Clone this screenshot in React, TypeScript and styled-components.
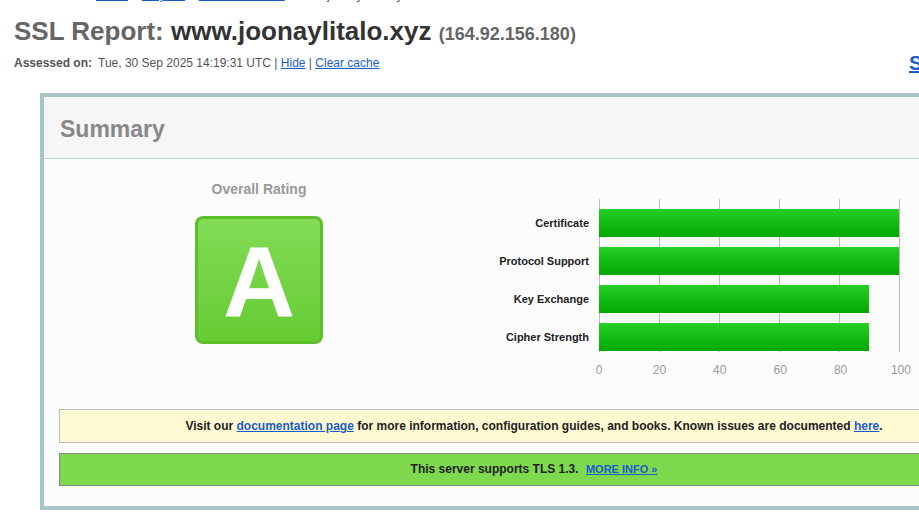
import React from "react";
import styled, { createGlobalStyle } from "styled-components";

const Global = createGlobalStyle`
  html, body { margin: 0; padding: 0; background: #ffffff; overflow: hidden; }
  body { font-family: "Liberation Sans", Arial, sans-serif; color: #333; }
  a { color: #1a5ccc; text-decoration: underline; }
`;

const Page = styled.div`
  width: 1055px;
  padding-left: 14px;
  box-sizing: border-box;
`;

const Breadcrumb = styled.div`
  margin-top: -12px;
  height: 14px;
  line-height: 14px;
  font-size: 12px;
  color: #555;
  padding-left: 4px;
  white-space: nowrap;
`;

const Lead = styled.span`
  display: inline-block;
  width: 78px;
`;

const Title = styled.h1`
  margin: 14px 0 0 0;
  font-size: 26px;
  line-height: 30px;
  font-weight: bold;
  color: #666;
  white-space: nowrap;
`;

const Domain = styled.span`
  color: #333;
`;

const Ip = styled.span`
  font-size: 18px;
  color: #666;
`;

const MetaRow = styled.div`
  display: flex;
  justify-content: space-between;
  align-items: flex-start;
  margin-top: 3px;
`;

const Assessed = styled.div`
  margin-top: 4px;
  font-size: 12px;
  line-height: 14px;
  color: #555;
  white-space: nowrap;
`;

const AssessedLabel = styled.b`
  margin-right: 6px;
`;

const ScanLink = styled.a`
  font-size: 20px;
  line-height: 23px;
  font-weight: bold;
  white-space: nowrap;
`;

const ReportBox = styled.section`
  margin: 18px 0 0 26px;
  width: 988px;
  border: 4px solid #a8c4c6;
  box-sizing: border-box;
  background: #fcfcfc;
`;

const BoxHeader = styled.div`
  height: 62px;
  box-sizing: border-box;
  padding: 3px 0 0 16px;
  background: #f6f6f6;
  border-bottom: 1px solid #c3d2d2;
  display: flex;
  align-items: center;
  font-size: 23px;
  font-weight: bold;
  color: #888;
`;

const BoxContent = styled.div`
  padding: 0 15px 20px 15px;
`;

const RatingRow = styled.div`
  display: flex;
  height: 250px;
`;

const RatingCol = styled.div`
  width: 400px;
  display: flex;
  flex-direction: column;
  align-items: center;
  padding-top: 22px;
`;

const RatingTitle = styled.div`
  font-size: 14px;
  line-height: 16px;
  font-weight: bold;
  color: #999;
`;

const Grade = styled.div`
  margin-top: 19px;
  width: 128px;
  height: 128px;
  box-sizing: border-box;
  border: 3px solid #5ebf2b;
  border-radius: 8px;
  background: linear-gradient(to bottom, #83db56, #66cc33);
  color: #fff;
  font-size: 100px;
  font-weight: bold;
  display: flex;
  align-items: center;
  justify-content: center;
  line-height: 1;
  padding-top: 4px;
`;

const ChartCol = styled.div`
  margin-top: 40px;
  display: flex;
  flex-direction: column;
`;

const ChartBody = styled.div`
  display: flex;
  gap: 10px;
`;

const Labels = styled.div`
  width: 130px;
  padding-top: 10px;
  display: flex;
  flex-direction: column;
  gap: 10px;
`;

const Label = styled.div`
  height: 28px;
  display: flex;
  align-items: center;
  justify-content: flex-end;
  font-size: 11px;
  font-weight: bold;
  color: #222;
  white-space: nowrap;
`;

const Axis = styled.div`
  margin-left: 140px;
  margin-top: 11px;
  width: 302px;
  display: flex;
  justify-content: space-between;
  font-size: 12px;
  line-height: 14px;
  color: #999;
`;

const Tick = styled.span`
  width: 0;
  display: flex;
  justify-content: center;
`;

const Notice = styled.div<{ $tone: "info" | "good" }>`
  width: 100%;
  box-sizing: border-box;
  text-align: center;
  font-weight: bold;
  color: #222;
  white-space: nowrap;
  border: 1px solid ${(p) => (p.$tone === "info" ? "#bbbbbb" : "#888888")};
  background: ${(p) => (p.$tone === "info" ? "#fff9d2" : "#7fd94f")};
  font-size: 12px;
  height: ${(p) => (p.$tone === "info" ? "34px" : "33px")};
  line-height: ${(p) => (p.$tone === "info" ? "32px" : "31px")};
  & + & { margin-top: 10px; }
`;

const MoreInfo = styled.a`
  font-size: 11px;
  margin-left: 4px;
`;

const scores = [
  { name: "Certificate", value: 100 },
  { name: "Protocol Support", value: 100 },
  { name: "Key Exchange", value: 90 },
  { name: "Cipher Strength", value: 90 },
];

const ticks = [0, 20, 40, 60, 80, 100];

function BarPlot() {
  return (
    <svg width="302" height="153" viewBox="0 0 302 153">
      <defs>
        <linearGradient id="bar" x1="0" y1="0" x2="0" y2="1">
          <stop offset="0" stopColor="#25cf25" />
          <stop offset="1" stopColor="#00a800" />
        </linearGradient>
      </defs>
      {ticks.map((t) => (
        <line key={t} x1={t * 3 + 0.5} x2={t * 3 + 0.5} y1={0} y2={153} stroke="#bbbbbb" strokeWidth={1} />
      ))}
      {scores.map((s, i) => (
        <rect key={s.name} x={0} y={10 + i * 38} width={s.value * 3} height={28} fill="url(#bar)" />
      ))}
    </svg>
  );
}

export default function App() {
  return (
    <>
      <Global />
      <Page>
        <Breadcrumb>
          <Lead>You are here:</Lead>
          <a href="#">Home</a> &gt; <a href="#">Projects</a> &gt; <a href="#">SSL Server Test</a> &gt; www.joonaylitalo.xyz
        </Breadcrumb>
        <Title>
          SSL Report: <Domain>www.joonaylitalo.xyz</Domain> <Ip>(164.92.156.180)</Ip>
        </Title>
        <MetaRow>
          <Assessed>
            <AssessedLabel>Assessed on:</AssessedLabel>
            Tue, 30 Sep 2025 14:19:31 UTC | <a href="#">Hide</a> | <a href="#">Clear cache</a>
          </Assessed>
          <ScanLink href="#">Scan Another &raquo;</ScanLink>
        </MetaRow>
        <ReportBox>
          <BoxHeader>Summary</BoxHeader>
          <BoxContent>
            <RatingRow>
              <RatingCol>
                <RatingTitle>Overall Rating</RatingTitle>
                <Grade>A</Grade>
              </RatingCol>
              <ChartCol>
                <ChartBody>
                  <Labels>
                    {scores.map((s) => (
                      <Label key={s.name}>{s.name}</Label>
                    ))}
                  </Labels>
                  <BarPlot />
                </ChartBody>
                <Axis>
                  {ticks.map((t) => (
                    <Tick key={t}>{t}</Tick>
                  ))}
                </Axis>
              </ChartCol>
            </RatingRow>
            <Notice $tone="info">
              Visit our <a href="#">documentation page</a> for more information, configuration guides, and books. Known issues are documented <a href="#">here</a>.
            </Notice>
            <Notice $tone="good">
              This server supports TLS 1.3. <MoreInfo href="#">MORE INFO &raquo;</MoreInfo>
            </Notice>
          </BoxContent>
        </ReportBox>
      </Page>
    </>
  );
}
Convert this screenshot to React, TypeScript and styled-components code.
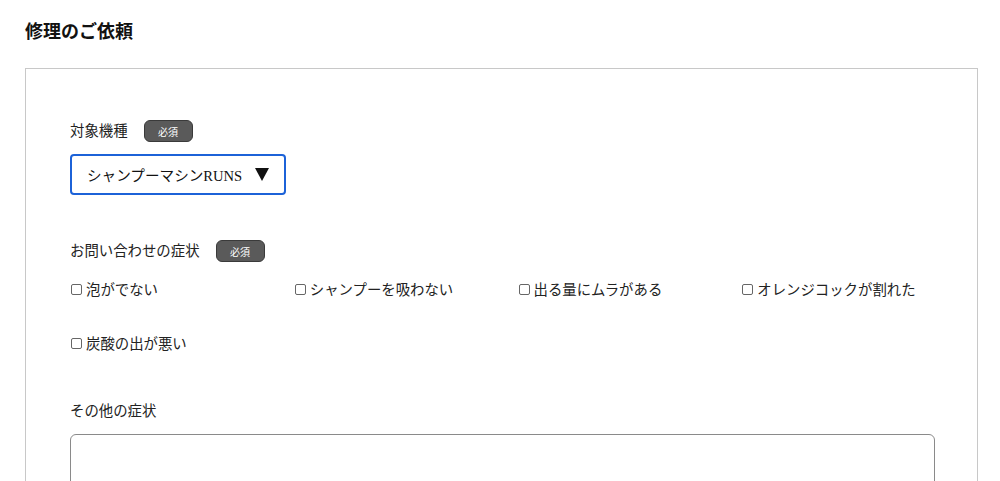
# # # # # # #
▶ **Problem description**: Restate the records word for word, omitting images.

▶ **Solution to this problem**:
Clone this screenshot in React, TypeScript and styled-components.
import React from "react";
import styled, { createGlobalStyle } from "styled-components";

const Global = createGlobalStyle`
  html, body { margin: 0; padding: 0; background: #ffffff; overflow: hidden; }
  body { font-family: "Liberation Sans", Arial, sans-serif; color: #333; }
  a { color: #1a5ccc; text-decoration: underline; }
`;

const Page = styled.div`
  width: 1055px;
  padding-left: 14px;
  box-sizing: border-box;
`;

const Breadcrumb = styled.div`
  margin-top: -12px;
  height: 14px;
  line-height: 14px;
  font-size: 12px;
  color: #555;
  padding-left: 4px;
  white-space: nowrap;
`;

const Lead = styled.span`
  display: inline-block;
  width: 78px;
`;

const Title = styled.h1`
  margin: 14px 0 0 0;
  font-size: 26px;
  line-height: 30px;
  font-weight: bold;
  color: #666;
  white-space: nowrap;
`;

const Domain = styled.span`
  color: #333;
`;

const Ip = styled.span`
  font-size: 18px;
  color: #666;
`;

const MetaRow = styled.div`
  display: flex;
  justify-content: space-between;
  align-items: flex-start;
  margin-top: 3px;
`;

const Assessed = styled.div`
  margin-top: 4px;
  font-size: 12px;
  line-height: 14px;
  color: #555;
  white-space: nowrap;
`;

const AssessedLabel = styled.b`
  margin-right: 6px;
`;

const ScanLink = styled.a`
  font-size: 20px;
  line-height: 23px;
  font-weight: bold;
  white-space: nowrap;
`;

const ReportBox = styled.section`
  margin: 18px 0 0 26px;
  width: 988px;
  border: 4px solid #a8c4c6;
  box-sizing: border-box;
  background: #fcfcfc;
`;

const BoxHeader = styled.div`
  height: 62px;
  box-sizing: border-box;
  padding: 3px 0 0 16px;
  background: #f6f6f6;
  border-bottom: 1px solid #c3d2d2;
  display: flex;
  align-items: center;
  font-size: 23px;
  font-weight: bold;
  color: #888;
`;

const BoxContent = styled.div`
  padding: 0 15px 20px 15px;
`;

const RatingRow = styled.div`
  display: flex;
  height: 250px;
`;

const RatingCol = styled.div`
  width: 400px;
  display: flex;
  flex-direction: column;
  align-items: center;
  padding-top: 22px;
`;

const RatingTitle = styled.div`
  font-size: 14px;
  line-height: 16px;
  font-weight: bold;
  color: #999;
`;

const Grade = styled.div`
  margin-top: 19px;
  width: 128px;
  height: 128px;
  box-sizing: border-box;
  border: 3px solid #5ebf2b;
  border-radius: 8px;
  background: linear-gradient(to bottom, #83db56, #66cc33);
  color: #fff;
  font-size: 100px;
  font-weight: bold;
  display: flex;
  align-items: center;
  justify-content: center;
  line-height: 1;
  padding-top: 4px;
`;

const ChartCol = styled.div`
  margin-top: 40px;
  display: flex;
  flex-direction: column;
`;

const ChartBody = styled.div`
  display: flex;
  gap: 10px;
`;

const Labels = styled.div`
  width: 130px;
  padding-top: 10px;
  display: flex;
  flex-direction: column;
  gap: 10px;
`;

const Label = styled.div`
  height: 28px;
  display: flex;
  align-items: center;
  justify-content: flex-end;
  font-size: 11px;
  font-weight: bold;
  color: #222;
  white-space: nowrap;
`;

const Axis = styled.div`
  margin-left: 140px;
  margin-top: 11px;
  width: 302px;
  display: flex;
  justify-content: space-between;
  font-size: 12px;
  line-height: 14px;
  color: #999;
`;

const Tick = styled.span`
  width: 0;
  display: flex;
  justify-content: center;
`;

const Notice = styled.div<{ $tone: "info" | "good" }>`
  width: 100%;
  box-sizing: border-box;
  text-align: center;
  font-weight: bold;
  color: #222;
  white-space: nowrap;
  border: 1px solid ${(p) => (p.$tone === "info" ? "#bbbbbb" : "#888888")};
  background: ${(p) => (p.$tone === "info" ? "#fff9d2" : "#7fd94f")};
  font-size: 12px;
  height: ${(p) => (p.$tone === "info" ? "34px" : "33px")};
  line-height: ${(p) => (p.$tone === "info" ? "32px" : "31px")};
  & + & { margin-top: 10px; }
`;

const MoreInfo = styled.a`
  font-size: 11px;
  margin-left: 4px;
`;

const scores = [
  { name: "Certificate", value: 100 },
  { name: "Protocol Support", value: 100 },
  { name: "Key Exchange", value: 90 },
  { name: "Cipher Strength", value: 90 },
];

const ticks = [0, 20, 40, 60, 80, 100];

function BarPlot() {
  return (
    <svg width="302" height="153" viewBox="0 0 302 153">
      <defs>
        <linearGradient id="bar" x1="0" y1="0" x2="0" y2="1">
          <stop offset="0" stopColor="#25cf25" />
          <stop offset="1" stopColor="#00a800" />
        </linearGradient>
      </defs>
      {ticks.map((t) => (
        <line key={t} x1={t * 3 + 0.5} x2={t * 3 + 0.5} y1={0} y2={153} stroke="#bbbbbb" strokeWidth={1} />
      ))}
      {scores.map((s, i) => (
        <rect key={s.name} x={0} y={10 + i * 38} width={s.value * 3} height={28} fill="url(#bar)" />
      ))}
    </svg>
  );
}

export default function App() {
  return (
    <>
      <Global />
      <Page>
        <Breadcrumb>
          <Lead>You are here:</Lead>
          <a href="#">Home</a> &gt; <a href="#">Projects</a> &gt; <a href="#">SSL Server Test</a> &gt; www.joonaylitalo.xyz
        </Breadcrumb>
        <Title>
          SSL Report: <Domain>www.joonaylitalo.xyz</Domain> <Ip>(164.92.156.180)</Ip>
        </Title>
        <MetaRow>
          <Assessed>
            <AssessedLabel>Assessed on:</AssessedLabel>
            Tue, 30 Sep 2025 14:19:31 UTC | <a href="#">Hide</a> | <a href="#">Clear cache</a>
          </Assessed>
          <ScanLink href="#">Scan Another &raquo;</ScanLink>
        </MetaRow>
        <ReportBox>
          <BoxHeader>Summary</BoxHeader>
          <BoxContent>
            <RatingRow>
              <RatingCol>
                <RatingTitle>Overall Rating</RatingTitle>
                <Grade>A</Grade>
              </RatingCol>
              <ChartCol>
                <ChartBody>
                  <Labels>
                    {scores.map((s) => (
                      <Label key={s.name}>{s.name}</Label>
                    ))}
                  </Labels>
                  <BarPlot />
                </ChartBody>
                <Axis>
                  {ticks.map((t) => (
                    <Tick key={t}>{t}</Tick>
                  ))}
                </Axis>
              </ChartCol>
            </RatingRow>
            <Notice $tone="info">
              Visit our <a href="#">documentation page</a> for more information, configuration guides, and books. Known issues are documented <a href="#">here</a>.
            </Notice>
            <Notice $tone="good">
              This server supports TLS 1.3. <MoreInfo href="#">MORE INFO &raquo;</MoreInfo>
            </Notice>
          </BoxContent>
        </ReportBox>
      </Page>
    </>
  );
}
Convert this screenshot to React, TypeScript and styled-components code.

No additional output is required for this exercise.